My Grandfather loved the old Washington Senators for most of his life. But he married a gal from Worcester, Mass. His solution was to pull for both teams even though they played in the same division. Easy enough, I guess. The old Nats moved in 1961 and again in 1971, so I had no DC team to pull for. Most of the baseball I watched with him was Sox games, and the occasional Cub game on WGN (Lord, why take Harry Caray?). There was nothing like taking the subway to his house after school on Spring afternoons, splitting a pizza, and watching the Red Sox. Of course, Buckner's infamous play (and the Sox' subsequent loss to the Mets) was his last memory of the team. He was born in 1919 and died in 1987, never seeing his Sox win it all.
I'd seen Fenway as a kid, and got up there again a few years back. Really one of the few baseball "shrines" left. There was really no topping the 2004 ALCS and Series win over St. Louis. The 2007 win was great, too, I'm not complaining.

The Dodgers were one of my dad's teams. He grew up in Southern Virginia and had no home team. He apparently liked the Yankees in the '60's and had memorized the "Murderer's Row" lineup. He'd also talk up Koufax and Drysdale, who were in LA. I kinda dug the uniforms and made it to Dodger Stadium with my wife a few years ago. The park had a retro feel to it, like a slice of 1962. Duh, it was built about then. Plus, they play Randy Newman's "I Love LA" after Big Blue wins. The Dodgers can be a lot of fun.

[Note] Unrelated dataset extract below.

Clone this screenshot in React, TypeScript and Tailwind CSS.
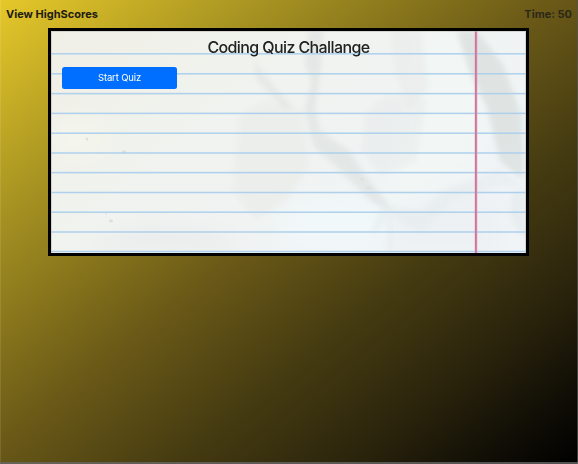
const ruleYs = [22.8, 42.8, 62.6, 82.4, 102.2, 122, 141.6, 161.5, 181.2, 201, 220.5];

/** Creased notebook sheet: soft folds, blue rules and a pink margin. */
function Paper() {
  return (
    <svg className="absolute inset-0 h-full w-full" viewBox="0 0 475 222" preserveAspectRatio="none" aria-hidden="true">
      <defs>
        <linearGradient id="sheet" x1="0" y1="0" x2="1" y2="0.55">
          <stop offset="0" stopColor="#f0efe6" />
          <stop offset="0.45" stopColor="#f0f3ef" />
          <stop offset="1" stopColor="#f0f4f7" />
        </linearGradient>
        <filter id="soft" x="-20%" y="-20%" width="140%" height="140%">
          <feGaussianBlur stdDeviation="2.6" />
        </filter>
        <filter id="wide" x="-40%" y="-40%" width="180%" height="180%">
          <feGaussianBlur stdDeviation="10" />
        </filter>
      </defs>
      <rect width="475" height="222" fill="url(#sheet)" />
      <g filter="url(#wide)">
        <ellipse cx="28" cy="107" rx="28" ry="20" fill="#f4f5ec" />
        <ellipse cx="290" cy="193" rx="62" ry="28" fill="#f1f8f9" />
        <path d="M370 0h48l16 75-15 65-75 35-5-50z" fill="#f2f7f5" />
        <path d="M50 210l42-16 70 5 35 23H30z" fill="#ebeded" />
        <path d="M340 180l75-25 35 15v52H333z" fill="#edf1f4" />
      </g>
      <g filter="url(#soft)">
        <path d="M188 88q22-30 64-8l7 56-24 34-30 19-24-30z" fill="#e6e9e4" opacity=".45" />
        <path d="M315 82q27-31 60-12l-10 60-35 14-19-26z" fill="#e3e7e5" opacity=".4" />
        <path d="M340 0h30l8 58-20 20-14-38z" fill="#e8eae7" opacity=".55" />
        <path d="M203 30l22 28 17 18-8 2-28-29z" fill="#e0e3e0" opacity=".6" />
        <path d="M258 0h14l-2 35-6 42 5 23 29 19 16 25 29 36-21-8-31-31-29-26-8-38 7-26-7-18z" fill="#dfe3e1" opacity=".75" />
        <path d="M406 0h20l26 34 18 48 3 44-2 22-22-18-13-53-18-38z" fill="#dde2e1" opacity=".9" />
        <path d="M330 173l40 9 23-23 31-10 23-11 26 18-24-2-49 16-28 32-33-18-20 23z" fill="#e2e8e9" opacity=".45" />
        <path d="M463 160q-12 30 12 48v-48z" fill="#e4eaeb" opacity=".7" />
        <path d="M339 184v38" stroke="#dee5e8" strokeWidth="3" opacity=".5" />
      </g>
      <g fill="#dbdfdd">
        <ellipse cx="73" cy="121" rx="2" ry="1.4" />
        <ellipse cx="36" cy="108" rx="1.2" ry="1.5" />
        <ellipse cx="60" cy="190" rx="2" ry="1.4" />
        <ellipse cx="55" cy="183" rx="1" ry=".8" />
        <ellipse cx="318" cy="157" rx="3" ry="1.4" opacity=".7" />
        <ellipse cx="311" cy="148" rx="2" ry="1.5" opacity=".7" />
      </g>
      {ruleYs.map((y) => (
        <rect key={y} x="0" y={y - 0.75} width="475" height="1.5" fill="#aed0ed" />
      ))}
      <rect x="423.8" y="0" width="2.4" height="222" fill="#d789a9" />
      <rect x="424.4" y="0" width="0.8" height="222" fill="#c56c94" />
      <path d="M.5 222V.5H474.5V222" fill="none" stroke="#b9bbb4" opacity=".55" />
    </svg>
  );
}

export default function App() {
  return (
    <div className="relative flex h-[464px] w-[578px] flex-col overflow-hidden bg-[linear-gradient(to_bottom_right,#e6c82a_0%,#a99522_22%,#6a5917_48%,#453b11_65%,#2b240c_80%,#0f0d05_92%,#000_100%)] font-['Inter','Liberation_Sans',sans-serif] text-[#212529]">
      <header className="flex h-[28px] shrink-0 items-start justify-between px-[6px] pt-[6px] text-[11px] leading-[16px] font-bold">
        <a className="text-[#1d1b12]">View HighScores</a>
        <span className="text-[#2b2819]">Time: 50</span>
      </header>
      <main className="relative ml-[48px] h-[228px] w-[481px] border-[3px] border-black">
        <Paper />
        <div className="relative flex flex-col items-start pl-[11px]">
          <h1 className="mt-[4px] h-[24px] w-[453px] text-center text-[16px] leading-[24px] font-medium tracking-[-0.6px] text-[#212322]">Coding Quiz Challange</h1>
          <button className="mt-[8px] h-[22px] w-[115px] rounded-[2.5px] bg-[#006fff] text-center text-[9.5px] leading-[22px] tracking-[-0.15px] text-white">Start Quiz</button>
        </div>
      </main>
      <div className="absolute inset-y-0 left-0 w-px bg-white/10" />
      <div className="absolute inset-y-0 right-0 w-px bg-[#555]/70" />
      <div className="absolute inset-x-0 bottom-0 h-[2px] bg-[#666]/80" />
    </div>
  );
}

As a young boy growing up near Baltimore I thought it was pretty cool to be placed on the Orioles little league team. Back then, the Birds were a pretty tight outfit. I remember the '79 and '83 World Series, and can recite most of the starting lineup from the 1983 Series-winning Oriole team that beat Philly (I'm not looking this up: Bumbry, Singleton, Ripken, Murray, Roenicke, Lowenstein, Dauer, Dempsey,...um...Ford, Sekata..dammit..). The O's have fallen on hard times, somewhat mysteriously. They have a tremendously loyal fan base and a fantastic park to call home. I know the press and fans slam ownership, but that's only a partial answer - he doesn't throw the lousy pitches or swing at bad ones. Something stinks down there on Eutaw Street, and I'm not sure what it is. Even though I'm firmly in the tank for the Red Sox, I'd prefer to see a good, strong team in Baltimore over the fairly unwatchable product they've got now. It's sad.

There were salad days in my sports-viewing life where I thought I lived in Titletown USA. The Bullets won a title in 1979. The Dodgers won in '81 (Fernando!) and '88. The O's won in '83. The Redskins won in '82 and went again in '84. The Sox made it to the Series in '86. I thought it'd last forever.
Of course, like everything, it didn't. This is the great circle of life those damned lions talk about.

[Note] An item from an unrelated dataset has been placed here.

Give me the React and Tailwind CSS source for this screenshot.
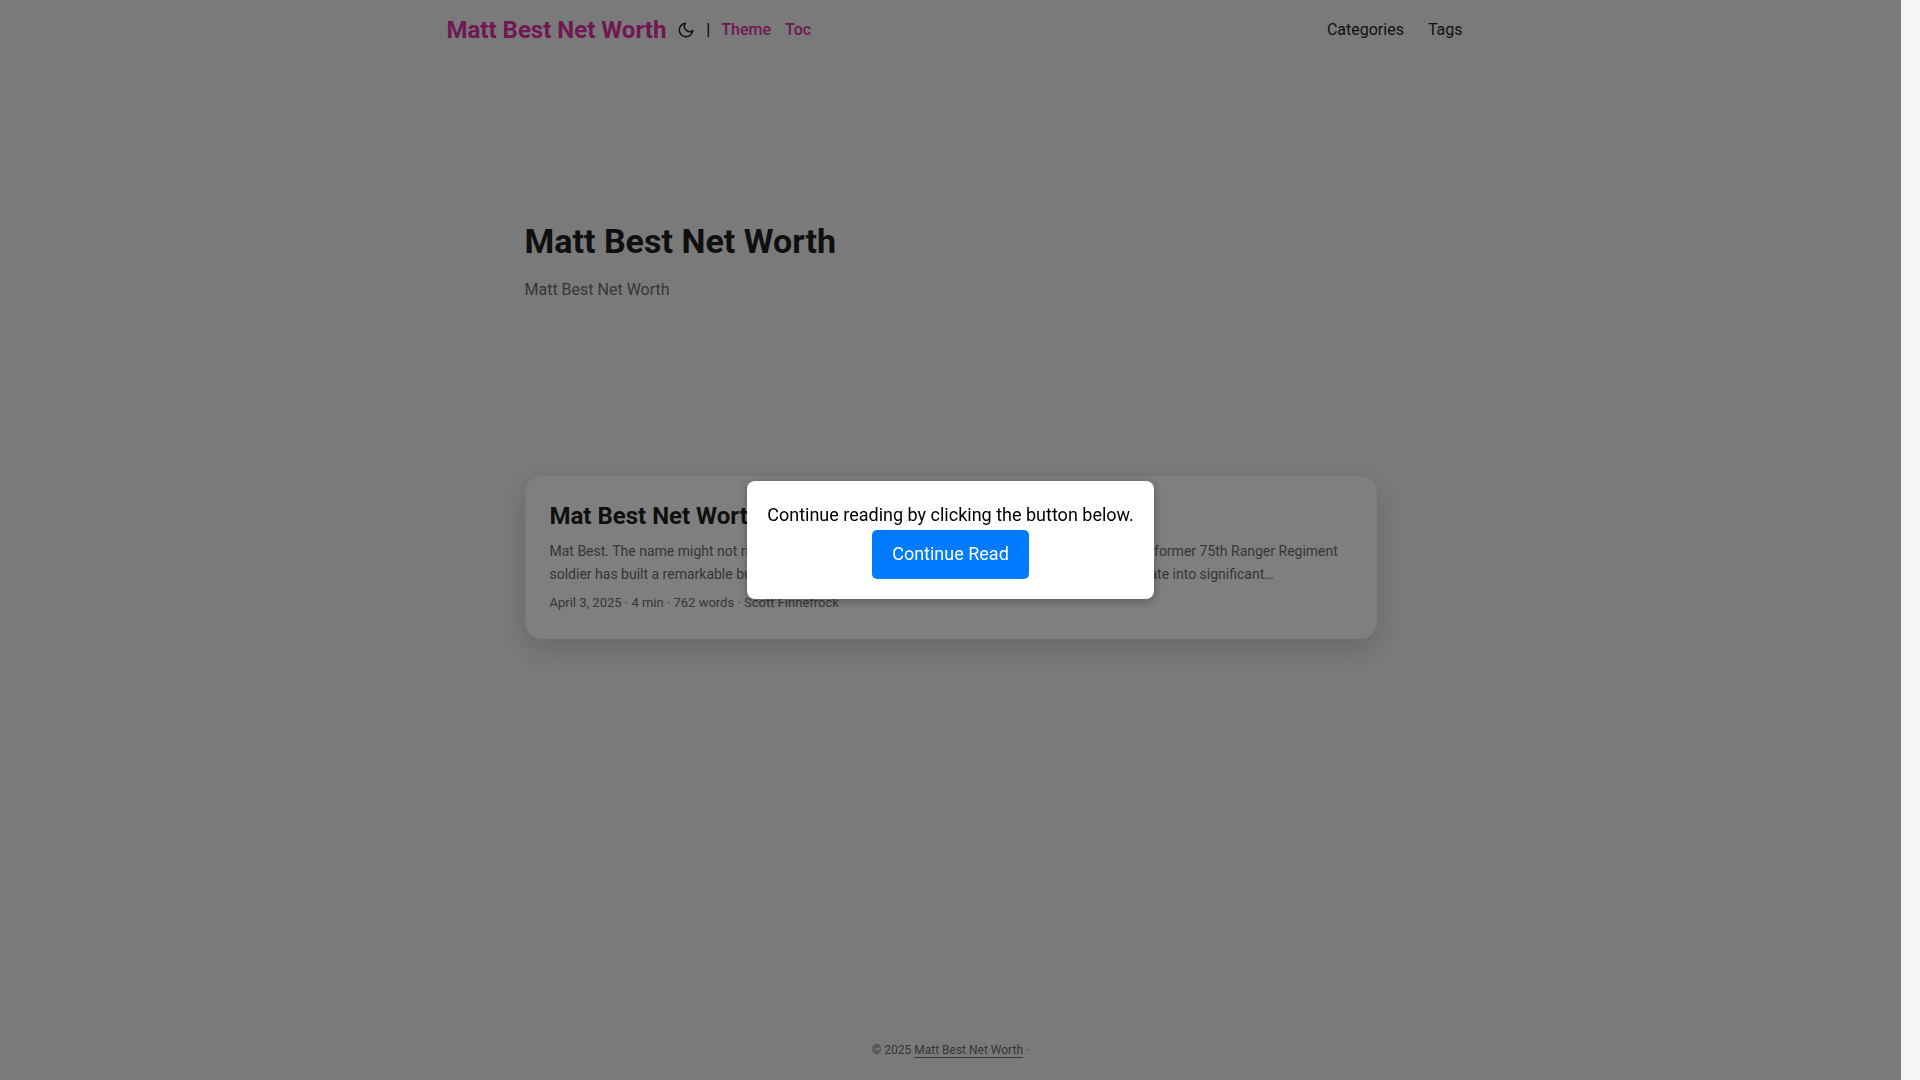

Kinda like the Nationals and their spunk, when they moved here in 2005 from Montreal. The new park is great but a little sterile for me. I think it'd be fun to see them build a contending team down there in DC. We'll see. Plus, it's my grandfather's team - risen from the dead. So, I watch just about every game on TV. I miss him a lot sometimes.

Because I'm too cheap to buy the MLB extra innings package, I mostly just watch Oriole and National games, and then whatever's free. I can't justify the expense for the freedom to log even more TV time on the Sox and Dodgers. I typically log about 40 innings a week, depending on what's going on at home - which feels like a lot. I love the game, my kids...not so much.

They can go watch Adventure Time, and someday they can explain to the world what in the hell that show's all about.
It's Patriot's Day, the marathon's on, and I'm hoping for a Sox win (not holding my breath, looking like a down year for all 4 of these teams....Never the Yankees!!!)